Additionally, we read in Proverbs 31:11–12, "The heart of her husband trusts in her, and he will have no lack of gain. She does him good and not evil all the days of her life." The Bible challenges a young husband to trust the heart of his wife and to believe that her actions toward him are for good and not for evil. Obviously, a husband should welcome his wife's trustworthy heart and good actions.  

We also read in Proverbs 19:14: "House and wealth are an inheritance from fathers, but a prudent wife is from the Lord." Why would a husband live with a prudent wife—a wife with practical wisdom and godly knowledge—and not want to receive her recommendations and counsel? It makes no sense for him to deprive himself of that treasure. And if he does so, he is straight-up rejecting a gift from the Lord.

However, could there be something else going on here with the couples whose wives are accusing their husbands of having condescending attitudes? Pay close attention to these scriptures:

"And the contentions of a wife are a constant dripping." (Proverbs 19:13)

"Better to live in a desert land than with a contentious and vexing woman." (Proverbs 21:19)

"Better to live in a corner of the roof than in a house with a contentious woman." (Proverbs 25:24)

"A constant dripping on a day of steady rain and a contentious woman are alike." (Proverbs 27:15–16)

God doesn't tell husbands to listen to contentious wives but to listen to respectful wives. Which way should a husband interpret his wife? Is she a prudent wife voicing concerns to which he must listen? Or is she a contentious wife who is expressing her disgruntlement over the fact that periodically her husband puts his foot down and breaks the pattern of her getting what she wants?
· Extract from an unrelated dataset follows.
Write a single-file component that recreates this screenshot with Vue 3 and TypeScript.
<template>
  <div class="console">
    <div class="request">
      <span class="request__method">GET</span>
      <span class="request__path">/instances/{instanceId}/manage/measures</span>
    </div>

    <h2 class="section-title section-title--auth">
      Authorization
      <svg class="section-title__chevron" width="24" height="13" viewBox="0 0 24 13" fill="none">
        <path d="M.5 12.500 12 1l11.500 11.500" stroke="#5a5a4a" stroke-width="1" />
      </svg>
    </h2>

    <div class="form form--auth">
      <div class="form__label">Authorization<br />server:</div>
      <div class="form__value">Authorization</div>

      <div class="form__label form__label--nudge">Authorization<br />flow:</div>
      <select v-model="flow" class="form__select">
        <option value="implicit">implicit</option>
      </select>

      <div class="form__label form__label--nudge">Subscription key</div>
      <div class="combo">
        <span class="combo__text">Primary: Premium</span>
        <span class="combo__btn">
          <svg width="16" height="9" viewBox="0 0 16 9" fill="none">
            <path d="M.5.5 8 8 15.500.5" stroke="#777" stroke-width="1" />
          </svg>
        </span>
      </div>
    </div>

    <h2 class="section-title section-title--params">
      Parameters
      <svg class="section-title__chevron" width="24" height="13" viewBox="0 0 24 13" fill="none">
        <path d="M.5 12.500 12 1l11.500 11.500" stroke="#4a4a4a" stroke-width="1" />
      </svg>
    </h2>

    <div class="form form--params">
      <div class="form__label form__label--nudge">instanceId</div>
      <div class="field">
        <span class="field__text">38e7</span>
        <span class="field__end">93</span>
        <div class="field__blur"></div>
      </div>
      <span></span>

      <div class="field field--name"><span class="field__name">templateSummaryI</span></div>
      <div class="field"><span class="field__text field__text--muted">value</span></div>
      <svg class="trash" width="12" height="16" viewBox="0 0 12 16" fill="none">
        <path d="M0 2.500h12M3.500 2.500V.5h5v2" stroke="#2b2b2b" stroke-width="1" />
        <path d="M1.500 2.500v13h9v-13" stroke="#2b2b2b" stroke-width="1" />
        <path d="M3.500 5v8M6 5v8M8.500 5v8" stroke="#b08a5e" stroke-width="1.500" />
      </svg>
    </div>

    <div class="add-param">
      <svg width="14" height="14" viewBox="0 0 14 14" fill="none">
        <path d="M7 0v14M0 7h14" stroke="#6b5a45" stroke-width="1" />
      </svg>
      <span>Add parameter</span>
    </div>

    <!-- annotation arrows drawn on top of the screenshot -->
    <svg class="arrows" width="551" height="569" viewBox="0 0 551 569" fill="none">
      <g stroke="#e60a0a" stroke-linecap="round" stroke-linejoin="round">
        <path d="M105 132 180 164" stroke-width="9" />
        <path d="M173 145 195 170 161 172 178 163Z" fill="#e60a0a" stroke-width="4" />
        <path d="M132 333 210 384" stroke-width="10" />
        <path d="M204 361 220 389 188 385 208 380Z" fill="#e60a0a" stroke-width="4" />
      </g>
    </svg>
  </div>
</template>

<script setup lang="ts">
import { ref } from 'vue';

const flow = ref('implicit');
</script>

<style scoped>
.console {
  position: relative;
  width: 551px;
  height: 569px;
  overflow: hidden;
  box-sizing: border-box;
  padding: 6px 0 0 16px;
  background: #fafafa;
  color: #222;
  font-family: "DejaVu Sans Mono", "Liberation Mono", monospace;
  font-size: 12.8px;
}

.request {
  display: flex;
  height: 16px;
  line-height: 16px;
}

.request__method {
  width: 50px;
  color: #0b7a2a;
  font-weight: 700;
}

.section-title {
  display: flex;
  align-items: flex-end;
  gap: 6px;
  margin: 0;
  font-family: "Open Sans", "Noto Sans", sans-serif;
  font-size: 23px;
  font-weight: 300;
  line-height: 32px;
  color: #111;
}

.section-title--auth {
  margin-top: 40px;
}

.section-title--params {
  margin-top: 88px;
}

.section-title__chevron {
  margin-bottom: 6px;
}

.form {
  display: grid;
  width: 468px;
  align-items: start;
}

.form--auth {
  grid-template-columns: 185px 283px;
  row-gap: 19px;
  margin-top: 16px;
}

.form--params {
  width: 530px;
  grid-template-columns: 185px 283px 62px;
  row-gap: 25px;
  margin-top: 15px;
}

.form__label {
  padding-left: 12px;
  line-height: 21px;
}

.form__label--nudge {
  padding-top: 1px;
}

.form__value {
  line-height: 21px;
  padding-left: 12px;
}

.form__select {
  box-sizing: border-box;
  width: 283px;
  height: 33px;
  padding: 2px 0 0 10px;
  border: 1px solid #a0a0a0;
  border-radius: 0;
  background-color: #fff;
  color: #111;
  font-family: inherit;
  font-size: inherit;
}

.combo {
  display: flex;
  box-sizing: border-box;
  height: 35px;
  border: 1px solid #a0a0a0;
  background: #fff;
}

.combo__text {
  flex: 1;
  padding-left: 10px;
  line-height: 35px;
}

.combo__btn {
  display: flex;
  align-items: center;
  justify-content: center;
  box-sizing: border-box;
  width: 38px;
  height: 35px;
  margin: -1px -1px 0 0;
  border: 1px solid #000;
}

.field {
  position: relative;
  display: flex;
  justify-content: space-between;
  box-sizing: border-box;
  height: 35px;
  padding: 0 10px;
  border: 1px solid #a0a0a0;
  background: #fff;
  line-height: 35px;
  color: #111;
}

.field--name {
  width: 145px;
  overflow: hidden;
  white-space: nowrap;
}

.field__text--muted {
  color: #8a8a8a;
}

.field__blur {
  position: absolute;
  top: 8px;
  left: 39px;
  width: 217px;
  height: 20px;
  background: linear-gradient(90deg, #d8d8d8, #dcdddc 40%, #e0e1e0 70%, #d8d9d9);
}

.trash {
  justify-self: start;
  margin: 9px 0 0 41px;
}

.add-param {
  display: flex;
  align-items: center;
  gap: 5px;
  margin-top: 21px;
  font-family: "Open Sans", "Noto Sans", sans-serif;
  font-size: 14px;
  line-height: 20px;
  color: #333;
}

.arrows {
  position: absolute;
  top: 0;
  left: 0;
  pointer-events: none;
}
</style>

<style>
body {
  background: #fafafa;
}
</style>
John Gottman, arguably the most respected marriage researcher around, writes: "In the research literature on marital interaction that has used observational methods, women's marital interaction . . . has been consistently described as more confronting, demanding, coercive, and highly emotional . . . than the interaction of their husbands." (See John M. Gottman, What Predicts Divorce: The Relationship between Marital Processes and Marital Outcomes [Hillsdale, NJ: Lawrence Erlbaum, 1994], iii.)

In addition, Sharon Jayson, in USA Today, writes, “Around the house, women rule. And men aren't putting up a fight about it, according to a study from the Pew Research Center that examines how gender and power play out at home and in the community. Of 1,260 individuals surveyed this summer— either married or living together—women wield more decision-making power at home. In 43% of couples, women made more decisions—almost twice as many as men—in the four areas Pew surveyed: planning weekend activities, household finances, major home purchases and TV watching.”
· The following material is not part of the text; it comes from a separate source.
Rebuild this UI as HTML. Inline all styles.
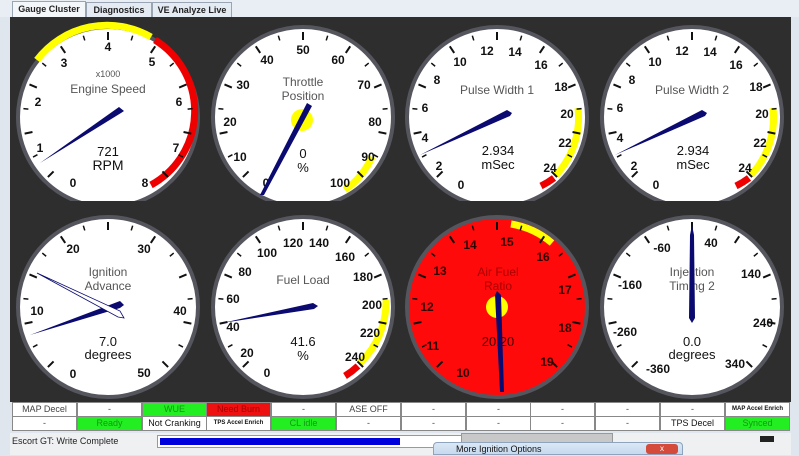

My question for the women in this small group would be, where do they land? Do their husbands walk on them as doormats in the home, rarely if ever listening to their concerns and making decisions contrary to their wishes? Or do these wives make the majority of the family decisions but are not reporting this because recently their husbands stepped to the plate as an equal due to the Love and Respect equation and these wives don't like this?

I am not suggesting that these women do not feel more vulnerable or victimized. God's Word calls her the weaker vessel, but with that she can overcompensate in confronting and controlling, and not see this but only see her husband pushing back and then interpreting that as dominating.
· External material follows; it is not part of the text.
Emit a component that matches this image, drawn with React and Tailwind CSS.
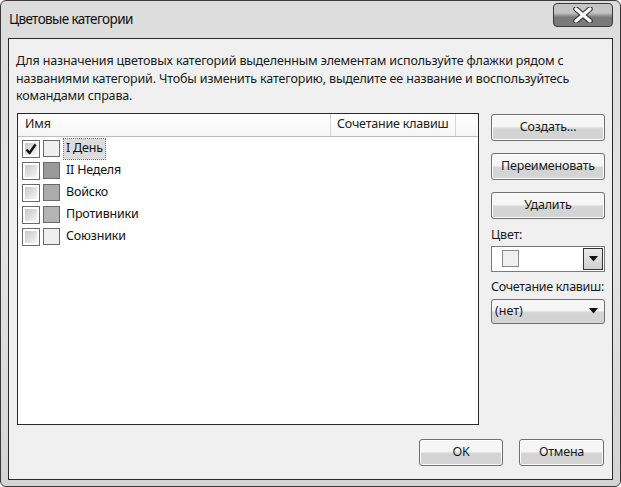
const font = { fontFamily: '"Noto Sans", "Open Sans", Arial, sans-serif' }

const CATEGORIES = [
  { name: 'I День', color: 'bg-[#efefef]', checked: true, selected: true },
  { name: 'II Неделя', color: 'bg-[#9a9a9a]' },
  { name: 'Войско', color: 'bg-[#ababab]' },
  { name: 'Противники', color: 'bg-[#b4b4b4]' },
  { name: 'Союзники', color: 'bg-[#efefef]' },
]

const btnClass = 'flex items-center justify-center h-[27px] rounded-[3px] border border-[#707070] bg-linear-to-b from-[#f6f6f6] from-45% to-[#d4d4d4] to-55% text-[12.5px] tracking-[-0.2px] text-[#1a1a1a] shadow-[inset_0_0_0_1px_#fcfcfc]'

function Checkbox({ checked }) {
  return (
    <div className="w-[18px] h-[18px] border border-[#6a6a6a] bg-white p-[2px]">
      <div className="w-full h-full bg-linear-to-br from-[#c8c8c8] to-[#f4f4f4] flex items-center justify-center">
        {checked && (
          <svg width="12" height="12" viewBox="0 0 12 12">
            <path d="M1.5 6.5 L4.5 10 L10.5 1.5" fill="none" stroke="#111" strokeWidth="2.4" strokeLinejoin="round" />
          </svg>
        )}
      </div>
    </div>
  )
}

function Row({ cat }) {
  return (
    <div className="flex items-center h-[22px] pl-[4px]">
      <Checkbox checked={cat.checked} />
      <div className={`ml-[3px] w-[17px] h-[17px] border border-[#6a6a6a] ${cat.color}`} />
      <div className={`ml-[4px] px-[2px] h-[20px] flex items-center text-[12.5px] tracking-[-0.2px] text-[#111] ${cat.selected ? 'bg-[#dcdcdc] outline-1 outline-dotted outline-[#666]' : ''}`}>
        {cat.name}
      </div>
    </div>
  )
}

export default function App() {
  return (
    <div style={font} className="w-[621px] h-[487px] bg-white">
      <div className="w-full h-full rounded-[6px] border border-[#3a3a3a] bg-linear-to-b from-[#dcdcdc] via-[#e4e4e4] to-[#d4d4d4] flex flex-col px-[7px] pb-[6px]">
        {/* Title bar */}
        <div className="h-[37px] flex items-start justify-between shrink-0">
          <div className="pt-[8px] pl-[1px] text-[13.5px] tracking-[-0.6px] text-[#111]">Цветовые категории</div>
          <div className="mt-[2px] mr-[0px] w-[60px] h-[24px] rounded-[4px] border border-[#3a3a3a] bg-linear-to-b from-[#c4c4c4] from-40% to-[#7a7a7a] to-60% flex items-center justify-center">
            <svg width="22" height="16" viewBox="0 0 22 16">
              <path d="M4 2 L18 14 M18 2 L4 14" stroke="#333" strokeWidth="5.5" strokeLinecap="round" />
              <path d="M4 2 L18 14 M18 2 L4 14" stroke="#fff" strokeWidth="3.2" strokeLinecap="round" />
            </svg>
          </div>
        </div>

        {/* Client area */}
        <div className="flex-1 border border-[#2a2a2a] bg-[#f0f0f0] flex flex-col px-[7px] pt-[13px] pb-[13px]">
          <p className="text-[12.5px] tracking-[-0.15px] leading-[17.5px] text-[#1a1a1a] whitespace-nowrap">
            Для назначения цветовых категорий выделенным элементам используйте флажки рядом с<br />
            названиями категорий. Чтобы изменить категорию, выделите ее название и воспользуйтесь<br />
            командами справа.
          </p>

          <div className="flex mt-[8px] gap-[12px]">
            {/* List */}
            <div className="w-[462px] h-[312px] ml-[1px] border border-[#2a2a2a] bg-white flex flex-col">
              <div className="h-[23px] flex border-b border-[#bdbdbd] bg-linear-to-b from-white to-[#f6f6f6] text-[12.5px] tracking-[-0.2px] text-[#222] whitespace-nowrap">
                <div className="w-[313px] pl-[7px] flex items-center border-r border-[#d8d8d8]">Имя</div>
                <div className="w-[125px] pl-[6px] flex items-center border-r border-[#d8d8d8]">Сочетание клавиш</div>
                <div className="flex-1" />
              </div>
              <div className="pt-[1px]">
                {CATEGORIES.map((c) => (
                  <Row key={c.name} cat={c} />
                ))}
              </div>
            </div>

            {/* Right controls */}
            <div className="w-[114px] flex flex-col">
              <div className={`${btnClass} mt-[1px]`}>Создать...</div>
              <div className={`${btnClass} mt-[12px]`}>Переименовать</div>
              <div className={`${btnClass} mt-[12px]`}>Удалить</div>
              <div className="mt-[8px] text-[12.5px] tracking-[-0.2px] text-[#1a1a1a] leading-[16px]">Цвет:</div>
              <div className="mt-[3px] h-[26px] border border-[#7a7a7a] bg-white flex items-center">
                <div className="ml-[10px] w-[17px] h-[17px] border border-[#8a8a8a] bg-[#f0f0f0]" />
                <div className="ml-auto mr-[1px] w-[20px] h-[22px] border border-[#333] bg-linear-to-b from-[#ececec] to-[#cfcfcf] flex items-center justify-center">
                  <svg width="9" height="6" viewBox="0 0 9 6"><path d="M0 0 H9 L4.5 5.5 Z" fill="#111" /></svg>
                </div>
              </div>
              <div className="mt-[7px] text-[12.5px] tracking-[-0.3px] text-[#1a1a1a] leading-[16px] whitespace-nowrap">Сочетание клавиш:</div>
              <div className="mt-[4px] h-[25px] rounded-[3px] border border-[#707070] bg-linear-to-b from-[#f6f6f6] from-45% to-[#d4d4d4] to-55% flex items-center pl-[3px] pr-[6px] text-[12.5px] text-[#1a1a1a]">
                <span>(нет)</span>
                <svg className="ml-auto" width="9" height="6" viewBox="0 0 9 6"><path d="M0 0 H9 L4.5 5.5 Z" fill="#111" /></svg>
              </div>
            </div>
          </div>

          <div className="mt-auto flex justify-end gap-[16px] pr-[1px]">
            <div className={`${btnClass} w-[84px]`}>OK</div>
            <div className={`${btnClass} w-[85px]`}>Отмена</div>
          </div>
        </div>
      </div>
    </div>
  )
}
However, even in the best of situations, inevitably a husband will fail to approach the situation as lovingly as he should. And hopefully, his frame of reference is not to push her way out of the decision-making process but to get a chair for himself at the table. She must be careful to not misinterpret her husband's motives, nor how he is looking at his involvement. 

Having said this, a husband can club his wife with the Respect message—I get that, and perhaps that truly is what is going on in this situation. But when I unpack most situations, the men are not trying to dominate to the extent that these wives are interpreting, and when the wives get in tune with the husband's deepest heart, she realizes he is simply taking more initiative to act like a team. The Love and Respect message has challenged him to be more involved as a man of honor, so he positions himself to give voice to his feelings whereas earlier he remained passive. These wives should not confuse initiation with dominance, nor his former passivity as respecting her as a person. 

Emerson Eggerichs, Ph.D.
Author, Speaker, Pastor

Questions to Consider

  1. Emerson wrote, “The Bible challenges a young husband to trust the heart of his wife and to believe that her actions toward him are for good and not for evil.” Why do so many husbands not fully trust the hearts of their wives? Why do they have difficulty believing that their intentions are for good and not for evil?
  2. Have you ever experienced or seen a situation in which the husband held a condescending attitude toward his prudent and respectful wife? Based on 1 Peter 3:1–2, how do you believe these wives should respond?
  3. Why do you think that studies have shown that in most marriages, women make the majority of the decisions? In these homes, if the husband were to attempt to step up in his role as leader and make more decisions for them, in what ways can this be misinterpreted by his wife?
  4. Emerson wrote that a wife should not interpret her husband’s former passivity as him respecting her as a person? What do you think that means?